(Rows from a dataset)
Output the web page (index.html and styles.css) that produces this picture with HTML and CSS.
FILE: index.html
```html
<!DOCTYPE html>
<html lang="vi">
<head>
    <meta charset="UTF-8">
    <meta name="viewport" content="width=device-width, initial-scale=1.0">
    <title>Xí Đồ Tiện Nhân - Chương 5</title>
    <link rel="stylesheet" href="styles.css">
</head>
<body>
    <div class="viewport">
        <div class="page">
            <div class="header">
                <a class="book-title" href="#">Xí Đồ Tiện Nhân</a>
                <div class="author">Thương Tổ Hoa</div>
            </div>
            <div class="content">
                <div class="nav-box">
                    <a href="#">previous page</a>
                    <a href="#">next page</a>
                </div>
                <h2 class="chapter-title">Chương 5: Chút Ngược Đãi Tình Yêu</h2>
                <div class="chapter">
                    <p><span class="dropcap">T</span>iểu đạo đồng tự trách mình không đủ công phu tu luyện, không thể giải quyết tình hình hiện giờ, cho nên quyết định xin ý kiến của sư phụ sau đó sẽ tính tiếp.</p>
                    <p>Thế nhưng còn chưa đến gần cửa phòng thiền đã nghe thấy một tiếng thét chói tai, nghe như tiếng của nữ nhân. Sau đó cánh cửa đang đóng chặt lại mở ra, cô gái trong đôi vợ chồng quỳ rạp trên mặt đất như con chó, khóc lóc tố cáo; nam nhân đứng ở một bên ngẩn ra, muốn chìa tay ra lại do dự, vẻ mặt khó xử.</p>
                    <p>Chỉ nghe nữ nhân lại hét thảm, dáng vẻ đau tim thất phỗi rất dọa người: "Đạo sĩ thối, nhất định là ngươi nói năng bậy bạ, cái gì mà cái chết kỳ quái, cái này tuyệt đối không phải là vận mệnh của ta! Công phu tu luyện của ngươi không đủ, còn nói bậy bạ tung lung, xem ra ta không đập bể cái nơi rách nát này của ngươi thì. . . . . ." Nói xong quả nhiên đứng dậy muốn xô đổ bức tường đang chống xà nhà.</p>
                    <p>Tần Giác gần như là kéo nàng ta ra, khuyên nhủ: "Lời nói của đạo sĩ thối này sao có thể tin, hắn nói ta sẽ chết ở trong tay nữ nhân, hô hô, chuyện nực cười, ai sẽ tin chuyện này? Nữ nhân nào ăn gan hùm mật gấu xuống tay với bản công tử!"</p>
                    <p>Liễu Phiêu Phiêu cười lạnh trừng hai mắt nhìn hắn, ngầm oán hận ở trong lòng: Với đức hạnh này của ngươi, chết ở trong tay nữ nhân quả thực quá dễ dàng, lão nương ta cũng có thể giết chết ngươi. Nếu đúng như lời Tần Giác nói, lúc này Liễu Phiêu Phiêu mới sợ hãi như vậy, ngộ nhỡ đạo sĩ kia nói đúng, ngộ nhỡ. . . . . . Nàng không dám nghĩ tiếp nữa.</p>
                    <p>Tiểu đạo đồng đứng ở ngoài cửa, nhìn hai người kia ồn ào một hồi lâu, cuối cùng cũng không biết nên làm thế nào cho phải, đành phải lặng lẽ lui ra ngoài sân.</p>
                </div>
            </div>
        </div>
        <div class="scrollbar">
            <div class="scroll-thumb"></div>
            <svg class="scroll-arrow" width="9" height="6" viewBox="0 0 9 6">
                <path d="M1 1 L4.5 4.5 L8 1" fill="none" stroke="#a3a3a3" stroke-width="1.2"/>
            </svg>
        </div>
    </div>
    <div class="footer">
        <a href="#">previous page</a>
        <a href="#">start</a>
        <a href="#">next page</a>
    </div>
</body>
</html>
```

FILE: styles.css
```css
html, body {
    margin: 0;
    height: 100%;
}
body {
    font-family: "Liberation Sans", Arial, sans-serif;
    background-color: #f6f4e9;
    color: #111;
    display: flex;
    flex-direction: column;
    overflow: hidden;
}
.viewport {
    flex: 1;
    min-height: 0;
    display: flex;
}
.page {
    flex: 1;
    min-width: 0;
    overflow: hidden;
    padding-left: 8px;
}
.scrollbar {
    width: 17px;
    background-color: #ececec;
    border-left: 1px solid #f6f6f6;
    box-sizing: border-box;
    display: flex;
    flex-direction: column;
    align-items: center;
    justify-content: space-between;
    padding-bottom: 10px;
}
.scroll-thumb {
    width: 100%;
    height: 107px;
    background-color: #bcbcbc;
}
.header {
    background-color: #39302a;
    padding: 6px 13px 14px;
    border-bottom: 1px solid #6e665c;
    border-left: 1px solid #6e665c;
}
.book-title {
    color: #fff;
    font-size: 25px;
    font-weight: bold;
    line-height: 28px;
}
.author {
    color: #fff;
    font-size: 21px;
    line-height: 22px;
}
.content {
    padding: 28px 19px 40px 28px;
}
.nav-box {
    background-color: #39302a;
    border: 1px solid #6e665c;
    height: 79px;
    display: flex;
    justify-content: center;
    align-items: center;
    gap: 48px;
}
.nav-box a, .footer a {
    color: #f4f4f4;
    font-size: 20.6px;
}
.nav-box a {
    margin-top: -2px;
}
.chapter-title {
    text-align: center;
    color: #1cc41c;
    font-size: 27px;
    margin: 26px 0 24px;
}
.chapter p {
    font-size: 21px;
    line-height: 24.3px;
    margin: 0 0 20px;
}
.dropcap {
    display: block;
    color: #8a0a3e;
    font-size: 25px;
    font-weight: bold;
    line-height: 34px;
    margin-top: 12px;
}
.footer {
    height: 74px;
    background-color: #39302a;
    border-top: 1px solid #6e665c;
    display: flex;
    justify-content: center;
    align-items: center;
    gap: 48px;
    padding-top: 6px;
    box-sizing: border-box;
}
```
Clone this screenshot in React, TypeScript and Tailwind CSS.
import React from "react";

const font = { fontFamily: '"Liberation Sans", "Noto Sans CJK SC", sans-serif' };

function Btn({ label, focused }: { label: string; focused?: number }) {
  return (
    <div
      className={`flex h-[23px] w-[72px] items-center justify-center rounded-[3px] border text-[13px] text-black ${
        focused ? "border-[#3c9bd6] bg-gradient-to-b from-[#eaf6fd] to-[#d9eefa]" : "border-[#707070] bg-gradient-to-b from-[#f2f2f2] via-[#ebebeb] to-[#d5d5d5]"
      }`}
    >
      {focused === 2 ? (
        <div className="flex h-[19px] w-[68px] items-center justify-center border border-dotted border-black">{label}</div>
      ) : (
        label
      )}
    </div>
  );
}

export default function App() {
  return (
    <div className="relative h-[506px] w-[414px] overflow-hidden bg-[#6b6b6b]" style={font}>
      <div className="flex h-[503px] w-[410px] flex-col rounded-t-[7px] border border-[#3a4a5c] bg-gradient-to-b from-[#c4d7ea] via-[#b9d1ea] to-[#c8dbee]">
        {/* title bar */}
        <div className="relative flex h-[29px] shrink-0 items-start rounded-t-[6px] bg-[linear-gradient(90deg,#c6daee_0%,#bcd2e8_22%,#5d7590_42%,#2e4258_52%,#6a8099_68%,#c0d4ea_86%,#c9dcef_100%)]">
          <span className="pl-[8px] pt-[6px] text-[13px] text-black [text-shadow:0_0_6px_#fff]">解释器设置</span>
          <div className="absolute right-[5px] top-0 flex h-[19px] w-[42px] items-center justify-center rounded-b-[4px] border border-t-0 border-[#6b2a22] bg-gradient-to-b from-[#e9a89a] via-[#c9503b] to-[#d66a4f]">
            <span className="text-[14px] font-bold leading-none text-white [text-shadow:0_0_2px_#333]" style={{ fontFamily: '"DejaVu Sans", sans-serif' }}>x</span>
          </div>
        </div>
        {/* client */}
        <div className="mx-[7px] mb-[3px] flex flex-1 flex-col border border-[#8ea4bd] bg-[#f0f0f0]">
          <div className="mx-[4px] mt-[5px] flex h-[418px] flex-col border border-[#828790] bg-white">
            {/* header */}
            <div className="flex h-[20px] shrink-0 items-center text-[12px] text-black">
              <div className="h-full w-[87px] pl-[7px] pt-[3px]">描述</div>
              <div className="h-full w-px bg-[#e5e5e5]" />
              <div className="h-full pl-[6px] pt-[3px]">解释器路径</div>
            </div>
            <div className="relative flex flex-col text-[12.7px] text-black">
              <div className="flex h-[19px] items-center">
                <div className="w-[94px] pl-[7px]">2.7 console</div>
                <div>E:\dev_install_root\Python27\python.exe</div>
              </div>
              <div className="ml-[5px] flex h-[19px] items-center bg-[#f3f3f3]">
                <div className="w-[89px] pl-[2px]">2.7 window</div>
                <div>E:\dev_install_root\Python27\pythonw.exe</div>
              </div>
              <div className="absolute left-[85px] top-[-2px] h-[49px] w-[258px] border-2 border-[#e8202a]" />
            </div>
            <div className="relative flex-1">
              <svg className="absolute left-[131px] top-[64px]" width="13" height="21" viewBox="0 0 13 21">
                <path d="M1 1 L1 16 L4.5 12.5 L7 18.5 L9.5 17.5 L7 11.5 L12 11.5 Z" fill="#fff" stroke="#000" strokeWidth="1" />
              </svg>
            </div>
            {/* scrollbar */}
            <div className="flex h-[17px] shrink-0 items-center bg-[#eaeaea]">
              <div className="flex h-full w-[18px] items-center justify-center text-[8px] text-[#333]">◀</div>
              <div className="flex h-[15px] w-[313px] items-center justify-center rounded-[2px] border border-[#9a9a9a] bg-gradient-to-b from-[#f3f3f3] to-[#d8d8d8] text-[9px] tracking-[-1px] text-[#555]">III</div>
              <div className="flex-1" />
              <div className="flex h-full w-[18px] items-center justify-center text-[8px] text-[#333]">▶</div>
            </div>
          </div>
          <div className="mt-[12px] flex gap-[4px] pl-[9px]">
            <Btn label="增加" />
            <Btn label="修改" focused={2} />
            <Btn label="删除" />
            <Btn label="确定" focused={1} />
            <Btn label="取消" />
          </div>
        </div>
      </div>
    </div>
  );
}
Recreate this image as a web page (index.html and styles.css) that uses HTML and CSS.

• **What you have to do**
Go through the records. Copy each line where "that" appears.

• **Task result**
Output the web page (index.html and styles.css) that produces this picture with HTML and CSS.
Recreate this image as a web page (index.html and styles.css) that uses HTML and CSS.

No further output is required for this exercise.